There was only one thing he could do, Daminski thought. If he did an emergency surface, he might get above the ceiling setting of the weapon, or perhaps it would blow its warhead at the bubbles the ballast tanks left behind. And even if they got hit, maybe if they made it to the surface he could save some of the men, maybe not all, but some.

“Chief of the watch, emergency blow fore and aft! Diving officer, take her up, twenty degree up-bubble!”

The COW slammed two large stainless-steel levers into the overhead while the diving officer ordered the ship up.

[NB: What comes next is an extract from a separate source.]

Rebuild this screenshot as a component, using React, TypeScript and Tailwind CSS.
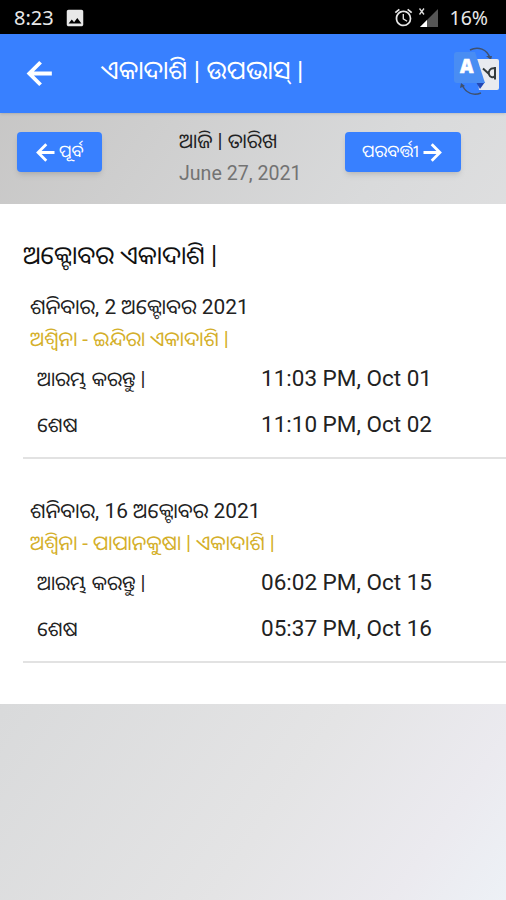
import { MdAlarm, MdImage } from 'react-icons/md';

const fasts = [
  {
    day: 'ଶନିବାର, 2 ଅକ୍ଟୋବର 2021',
    name: 'ଅଶ୍ୱିନା - ଇନ୍ଦିରା ଏକାଦାଶି |',
    start: '11:03 PM, Oct 01',
    end: '11:10 PM, Oct 02',
  },
  {
    day: 'ଶନିବାର, 16 ଅକ୍ଟୋବର 2021',
    name: 'ଅଶ୍ୱିନା - ପାପାନକୁଷା | ଏକାଦାଶି |',
    start: '06:02 PM, Oct 15',
    end: '05:37 PM, Oct 16',
  },
];

function Arrow({ className }: { className: string }) {
  return (
    <svg className={className} viewBox="0 0 24 24" fill="none" stroke="currentColor" strokeWidth="2.500">
      <path d="M20 12H5.500M12.700 4.700L5.400 12l7.300 7.300" />
    </svg>
  );
}

function StatusBar() {
  return (
    <div className="flex h-[34px] items-center bg-black pt-px text-[#e8e8e8]">
      <span className="ml-[14px] w-[50px] font-['Noto_Sans'] text-[20px] leading-none">8:23</span>
      <MdImage className="size-[22px]" />
      <div className="ml-auto mr-[18px] flex items-center">
        <MdAlarm className="size-[21px]" />
        <svg className="ml-1 h-[22px] w-5" viewBox="0 0 20 22">
          <path d="M20 2v18H2z" fill="#555" />
          <path d="M9 13v7H2z" fill="#fff" />
          <path d="M1.500 1.500l4.500 6M6 1.500l-4.500 6" stroke="#ddd" strokeWidth="1.300" />
        </svg>
        <span className="ml-[11px] font-['Noto_Sans'] text-[19.500px] leading-none">16%</span>
      </div>
    </div>
  );
}

function TranslateIcon() {
  return (
    <svg className="h-[54px] w-[50px]" viewBox="0 0 50 54" fontFamily="Open Sans, sans-serif">
      <path d="M18 5c8-4 17-1 20 8M10 40c4 8 11 11 19 8" fill="none" stroke="#3f5170" strokeWidth="1.500" />
      <path d="M34 11h6l-1 4zM8 43l1-5 4 3z" fill="#3f5170" />
      <path d="M24 14h21q2 0 2 2v27q0 2-2 2H27z" fill="#e9ebef" />
      <path d="M24 37h9l-5 7z" fill="#2348b4" />
      <path d="M5 7h18l10 31H5q-3 0-3-3V10q0-3 3-3z" fill="#498df3" />
      <text x="8" y="28" fontSize="18.500" fontWeight="800" fill="#fff" stroke="#fff" strokeWidth="0.600">A</text>
      <path d="M31 23.500l6 5.500M43 22v12.500M43 23.500c-5-1-7 3-6 6s5 4 6 1" fill="none" stroke="#333a3c" strokeWidth="2" />
    </svg>
  );
}

function Header() {
  return (
    <header className="z-10 flex h-[79px] items-center bg-[#3880ff] text-white shadow-sm">
      <Arrow className="ml-[21px] size-[37px]" />
      <h1 className="ml-[43px] mt-[-5px] text-[25.900px] leading-none">ଏକାଦାଶି | ଉପଭାସ୍ |</h1>
      <div className="ml-auto mr-[4px] mt-[-4px]">
        <TranslateIcon />
      </div>
    </header>
  );
}

function DateBar() {
  return (
    <div className="flex h-[91px] items-start">
      <button className="ml-[17px] mt-[19px] flex h-[40px] w-[85px] items-center rounded bg-[#3880ff] pl-[15px] text-[17px] text-white shadow-md">
        <Arrow className="size-[27px] shrink-0" />
        ପୂର୍ବ
      </button>
      <div className="ml-[77px] mt-[12px] w-[166px]">
        <div className="h-[32px] text-[20.400px] leading-[32px] text-[#222]">ଆଜି | ତାରିଖ</div>
        <div className="h-[32px] text-[19.600px] leading-[34px] text-[#737373]">June 27, 2021</div>
      </div>
      <button className="mt-[19px] flex h-[40px] w-[116px] items-center rounded bg-[#3880ff] pl-[17px] text-[17px] text-white shadow-md">
        ପରବର୍ତ୍ତୀ
        <Arrow className="size-[27px] shrink-0 rotate-180" />
      </button>
    </div>
  );
}

function App() {
  return (
    <div className="flex h-[900px] w-[506px] flex-col overflow-hidden whitespace-nowrap bg-[linear-gradient(125deg,#c4c3c2_0%,#d9dadb_44%,#e4e4e5_74%,#ebeaef_90%,#edf1f6_100%)] font-[Roboto,'Noto_Sans_Oriya','Noto_Sans',sans-serif]">
      <StatusBar />
      <Header />
      <DateBar />
      <main className="h-[500px] bg-white pl-[23px] pt-[33px] text-[#222]">
        <h2 className="h-[54px] text-[25.300px] leading-[38px] text-[#111]">ଅକ୍ଟୋବର ଏକାଦାଶି |</h2>
        {fasts.map((fast) => (
          <section key={fast.day} className="mb-[36px] h-[168px] border-b-2 border-[#e2e2e2] pl-[7px]">
            <div className="h-[33px] text-[20.900px] leading-[33px]">{fast.day}</div>
            <div className="h-[32px] text-[20.500px] leading-[30px] text-[#d4af2a]">{fast.name}</div>
            <div className="flex h-[46px] items-center pl-[7px] text-[22.500px]">
              <span className="w-[224px] text-[20.200px]">ଆରମ୍ଭ କରନ୍ତୁ |</span>
              <span>{fast.start}</span>
            </div>
            <div className="flex h-[46px] items-center pl-[7px] text-[22.500px]">
              <span className="w-[224px] text-[20.200px]">ଶେଷ</span>
              <span>{fast.end}</span>
            </div>
          </section>
        ))}
      </main>
    </div>
  );
}

export default App;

The room filled with the blasting noise of high-pressure air as the bottles emptied the air into the ballast tanks, pushing out the seawater and making the ship lighter. The deck tilted up, the helmsman overreacting, the ship coming up in a thirty-degree angle before the diving officer could push the control yoke forward to get the bubble back to twenty degrees.

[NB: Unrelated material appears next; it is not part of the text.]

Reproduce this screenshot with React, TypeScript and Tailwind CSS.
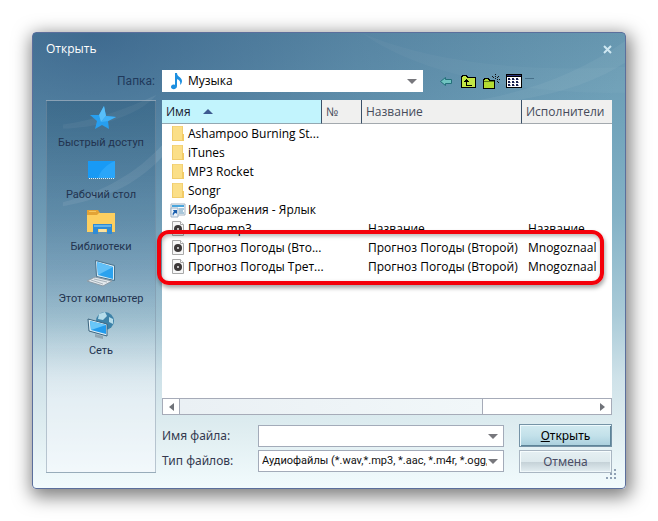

The depth indicator numerals spun as the ship climbed out of the depths, heading for the surface, her speed aided by the buoyancy in the tanks, the speed indicator reading forty-five knots, then forty-six. Augusta was screaming for the surface.

But even over the noise of the roaring emergency blow system, Daminski could hear the wailing sonar system of the lead torpedo in pursuit. The depth indicator unwound, 500 feet, 400, 350, but the screaming siren of the torpedo sonar system grew louder. Daminski could hear the torpedo’s screw itself, a whooshing sound just outside the hull. He turned away from the depth indicator on the ship control panel. It had spun to sixty feet as the bow of the ship blew out of the water, climbing at her tremendous velocity until the sail came out, then the long length of black hull, her underside painted a dull anticorrosion red, until gravity dragged her back, the deck already coming back to level as the ship fell back into the sea, the splash raising a cloud of water vapor in a 300-foot diameter around her. Her downward momentum then carried her under again, the hull vanishing from the surface, only the upper half of the sail breaking through the waves.

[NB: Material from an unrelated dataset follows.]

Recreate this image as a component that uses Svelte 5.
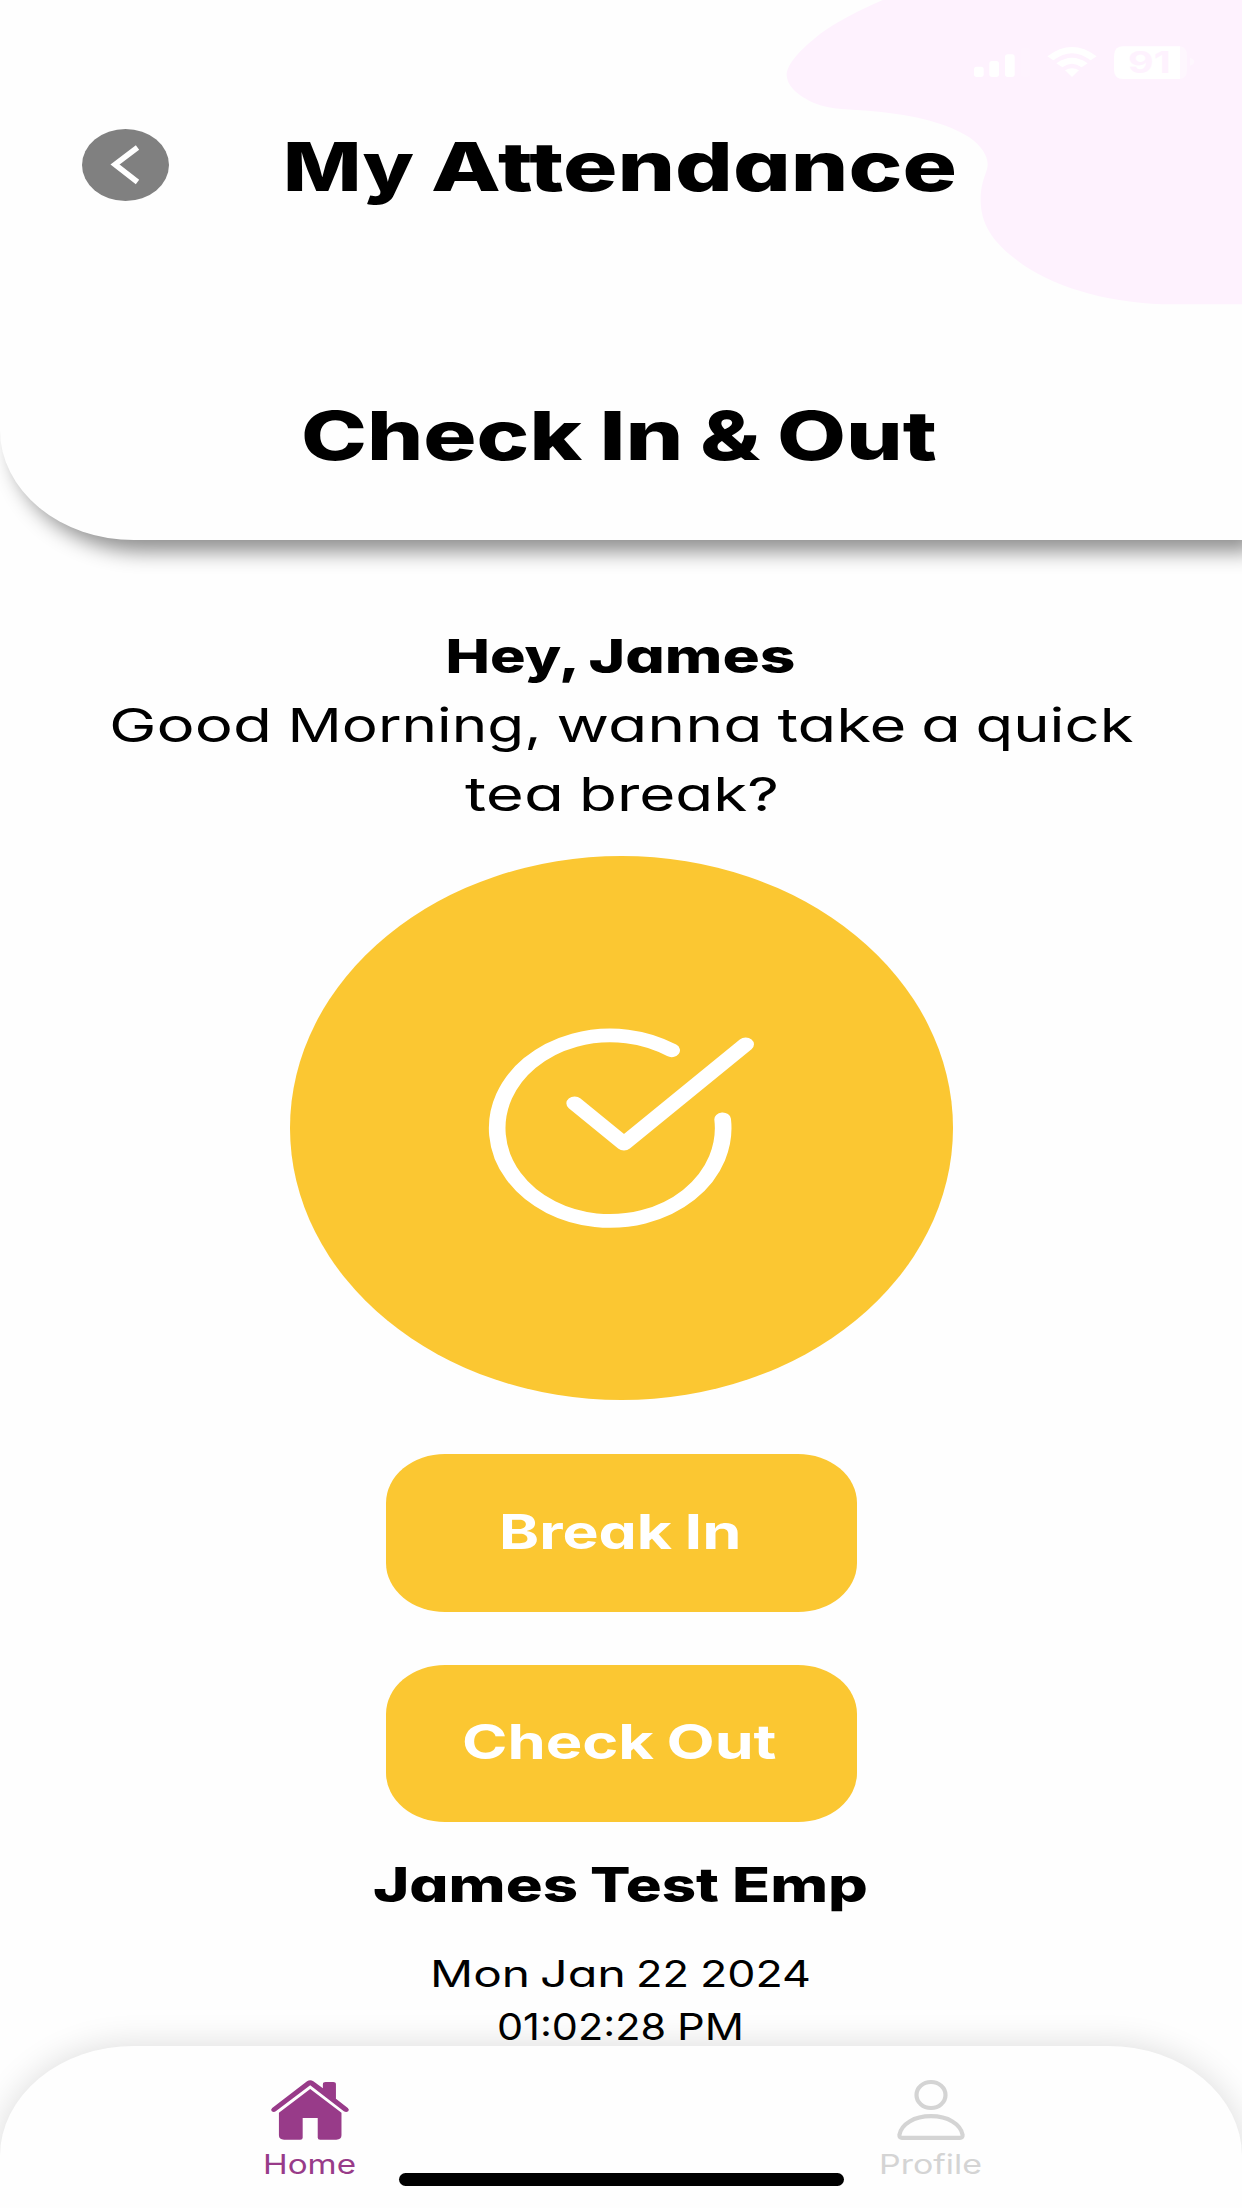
<script>
  // Every word is [text, x, width]; lines are centred on x = 621.
  const title = { words: [['My', 283, 131], ['Attendance', 431, 526]], width: 676, height: 72, base: 62, size: 68, weight: 800 };
  const subtitle = { words: [['Check', 301, 281], ['In', 599.5, 84], ['&', 700, 60], ['Out', 777, 160]], width: 638, height: 80, base: 60, size: 68, weight: 760 };
  const greeting = [
    { words: [['Hey,', 445, 132], ['James', 588, 207]], width: 353, height: 69, base: 48, size: 47, weight: 800 },
    { words: [['Good', 108.5, 163], ['Morning,', 287, 254], ['wanna', 556, 206], ['take', 777, 129], ['a', 920.5, 40], ['quick', 975, 158]], width: 1027, height: 69, base: 48, size: 46.5, weight: 400 },
    { words: [['tea', 465, 99], ['break?', 579, 200]], width: 316, height: 69, base: 48, size: 46.5, weight: 400 }
  ];
  const actions = [
    { words: [['Break', 498.5, 173], ['In', 684, 57]], width: 243, height: 60, base: 46, size: 47.5, weight: 650 },
    { words: [['Check', 462, 192], ['Out', 666.5, 110]], width: 316, height: 60, base: 46, size: 47.5, weight: 650 }
  ];
  const employee = { words: [['James', 373, 205], ['Test', 590, 129], ['Emp', 732, 136]], width: 498, height: 69, base: 45, size: 47.5, weight: 800 };
  const clock = [
    { words: [['Mon', 430, 100], ['Jan', 540, 86], ['22', 636, 53], ['2024', 700, 111]], width: 384, height: 53, base: 37, size: 37, weight: 400 },
    { words: [['01:02:28', 497, 169], ['PM', 677, 67]], width: 250, height: 53, base: 37, size: 37, weight: 400 }
  ];
  const homeLabel = { words: [['Home', 574.5, 93]], width: 93, height: 30, base: 22, size: 26.6, weight: 400 };
  const profileLabel = { words: [['Profile', 569.5, 103]], width: 103, height: 30, base: 22, size: 26.6, weight: 400 };
</script>

{#snippet line(l)}
  <svg class="line" width={l.width} height={l.height} viewBox="{621 - l.width / 2} 0 {l.width} {l.height}">
    <text y={l.base} font-size={l.size} font-weight={l.weight}>
      {#each l.words as [word, x, w]}<tspan {x} textLength={w} lengthAdjust="spacingAndGlyphs">{word}</tspan>{' '}{/each}
    </text>
  </svg>
{/snippet}

<div class="screen">
  <header>
    <svg class="backdrop" viewBox="0 0 1446 960" aria-hidden="true">
      <path class="blob" d="M368 0C296 32 232 64 180 102C120 150 80 192 80 226C82 262 120 290 160 308C215 332 270 326 340 334C470 346 560 370 628 412C664 438 682 466 683 492C684 518 662 538 662 600C662 690 720 745 790 795C900 868 1060 913 1240 913H1446V0Z" />
      <g class="status">
        <rect x="642" y="200" width="29" height="31" rx="8" />
        <rect x="688" y="183" width="29" height="48" rx="8" />
        <rect x="735" y="163" width="29" height="68" rx="8" />
        <rect class="faint" x="782" y="143" width="29" height="88" rx="8" />
        <path d="M862 169Q936 113 1010 169L992 181Q936 138 880 181ZM889 190Q936 157 983 190L965 202Q936 181 907 202ZM915 211Q936 198 957 211L936 231Z" />
        <path d="M1090 139H1260V237H1090Q1062 237 1062 209V167Q1062 139 1090 139Z" />
        <path class="spent" d="M1260 139Q1281 141 1281 167V209Q1281 235 1260 237ZM1290 173Q1303 177 1303 185T1290 197Z" />
        <text class="level" x="1104" y="219" textLength="128" lengthAdjust="spacingAndGlyphs">91</text>
      </g>
    </svg>
    <div class="titlebar">
      <button class="back" aria-label="Back">
        <svg viewBox="0 0 88 72"><path d="M55.5 18.5L33 35.5L55.5 53" /></svg>
      </button>
      {@render line(title)}
    </div>
    {@render line(subtitle)}
  </header>

  <main>
    <section class="greeting">
      {#each greeting as l}{@render line(l)}{/each}
    </section>
    <div class="badge">
      <svg viewBox="0 0 900 690" aria-hidden="true">
        <g transform="scale(1.218 1)">
          <path d="M496.7 118A278.3 278.3 0 1 0 622.3 325" />
          <path d="M257.8 277L379.3 398L679 100" />
        </g>
      </svg>
    </div>
    <div class="actions">
      {#each actions as l}<button class="action">{@render line(l)}</button>{/each}
    </div>
    <section class="employee">
      {@render line(employee)}
      <div class="clock">
        {#each clock as l}{@render line(l)}{/each}
      </div>
    </section>
  </main>

  <nav>
    <div class="tab active">
      <svg class="icon" width="78" height="60" viewBox="0 0 197 180" preserveAspectRatio="none">
        <path d="M91 4Q99 -3 107 4L131 25V13Q131 6 138 6H157Q164 6 164 13V56L194 84Q199 89 195 94Q190 98 184 94L99 16L12 94Q7 98 2 94Q-2 89 3 84Z" />
        <path d="M99 27L178 98V166Q178 179 165 179H124Q118 179 118 173V114H80V173Q80 179 74 179H33Q20 179 20 166V98Z" />
      </svg>
      {@render line(homeLabel)}
    </div>
    <div class="tab">
      <svg class="icon outline" width="68" height="60" viewBox="0 0 68 60">
        <ellipse cx="34" cy="15" rx="14.5" ry="13" />
        <path d="M5 57.8Q2.3 57.8 2.4 54.8C4.5 44 17 36.2 34 36.2S63.500 44 65.600 54.8Q65.700 57.800 63 57.800Z" />
      </svg>
      {@render line(profileLabel)}
    </div>
    <div class="indicator"></div>
  </nav>
</div>

<style>
  :global(body) { margin: 0; background: #fefefe; }
  .screen {
    width: 1242px;
    height: 2208px;
    display: grid;
    grid-template-rows: 540px 1506px 162px;
    overflow: hidden;
    font-family: Inter, "Open Sans", sans-serif;
    font-feature-settings: "cv11";
    color: #000;
    background: #fefefe;
  }
  button { border: 0; padding: 0; font: inherit; color: inherit; }
  .line { display: block; overflow: visible; fill: currentColor; flex: none; }
  header {
    position: relative;
    box-sizing: border-box;
    padding-top: 129px;
    display: flex;
    flex-direction: column;
    align-items: center;
    justify-content: flex-start;
    gap: 199px;
    background: #fefefe;
    border-bottom-left-radius: 134px 110px;
    box-shadow: 12px 12px 20px rgba(0, 0, 0, 0.43);
  }
  .backdrop { position: absolute; top: 0; right: 0; width: 482px; height: 320px; }
  .blob { fill: #fef2fe; }
  .status { fill: #fff; }
  .faint { opacity: 0.08; }
  .spent { opacity: 0.4; }
  .level { fill: #fef2fe; font-size: 88px; font-weight: 650; }
  .titlebar {
    position: relative;
    width: 100%;
    display: grid;
    grid-template-columns: 283px 1fr;
    height: 72px;
  }
  .back {
    width: 87px;
    height: 72px;
    margin-left: 82px;
    border-radius: 50%;
    background: #808080;
  }
  .back svg { display: block; width: 88px; height: 72px; }
  .back path { fill: none; stroke: #fff; stroke-width: 5.5; }
  main { display: flex; flex-direction: column; align-items: center; }
  .greeting {
    padding-top: 85px;
    display: flex;
    flex-direction: column;
    align-items: center;
  }
  .badge {
    flex: none;
    margin-top: 24px;
    width: 663px;
    height: 544px;
    border-radius: 50%;
    background: #fbc732;
    display: flex;
    align-items: center;
    justify-content: center;
  }
  .badge svg { width: 300px; height: 230px; margin-right: 3px; margin-bottom: 4px; }
  .badge path {
    fill: none;
    stroke: #fff;
    stroke-width: 41px;
    stroke-linecap: round;
    stroke-linejoin: round;
  }
  .actions { margin-top: 54px; display: flex; flex-direction: column; gap: 53px; }
  .action {
    width: 471px;
    height: 157.5px;
    border-radius: 59px / 49px;
    background: #fbc732;
    color: #fff;
    display: flex;
    align-items: center;
    justify-content: center;
  }
  .employee {
    padding-top: 35px;
    display: flex;
    flex-direction: column;
    align-items: center;
  }
  .clock { margin-top: 24px; display: flex; flex-direction: column; align-items: center; }
  nav {
    position: relative;
    display: grid;
    grid-template-columns: 1fr 1fr;
    background: #fefefe;
    border-radius: 134px 134px 0 0 / 110px 110px 0 0;
    box-shadow: 0 0 34px rgba(0, 0, 0, 0.14);
  }
  .tab {
    padding: 34px 2px 0 0;
    display: flex;
    flex-direction: column;
    align-items: center;
    gap: 12px;
    color: #d4d4d4;
  }
  .tab.active { color: #983b89; }
  .icon { fill: currentColor; overflow: visible; }
  .outline { fill: none; stroke: currentColor; stroke-width: 4.2; }
  .indicator {
    position: absolute;
    left: 399px;
    bottom: 22px;
    width: 445px;
    height: 13px;
    border-radius: 8px;
    background: #000;
  }
</style>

It was at that moment that the first Nagasaki torpedo detonated, the weapon having followed the target as it went shallow, as if the torpedo had expected it. The explosion was centered below the reactor compartment, the explosive force directed upward, breaching the hull and rupturing a steam generator and its main coolant piping, the seawater smashing into the compartment. The second Nagasaki detonated farther aft, beneath the turbine generators of the aft compartment, the hull breaching there too, the water filling the space. The third torpedo was a dud, the detonation from the second knocking the detonation train off, the preexplosive failing to detonate the high explosive and the unit disintegrated.

The fourth torpedo impacted the aft section of the forward compartment, blowing a twenty-foot gash in the lower level, the blast smashing through two decks and tearing apart the navigation space aft of control before the water came flooding in. Daminski had a quarter-second to turn and see the deckplates flying upward in slow motion as the blast disintegrated the aft part of the room. The last torpedo detonated at the flank of the forward compartment, forward of the control room. The wall of water from the aft of control had washed its way to the plot tables by the time of the last explosion and its unmerciful water came blasting in from the forward end.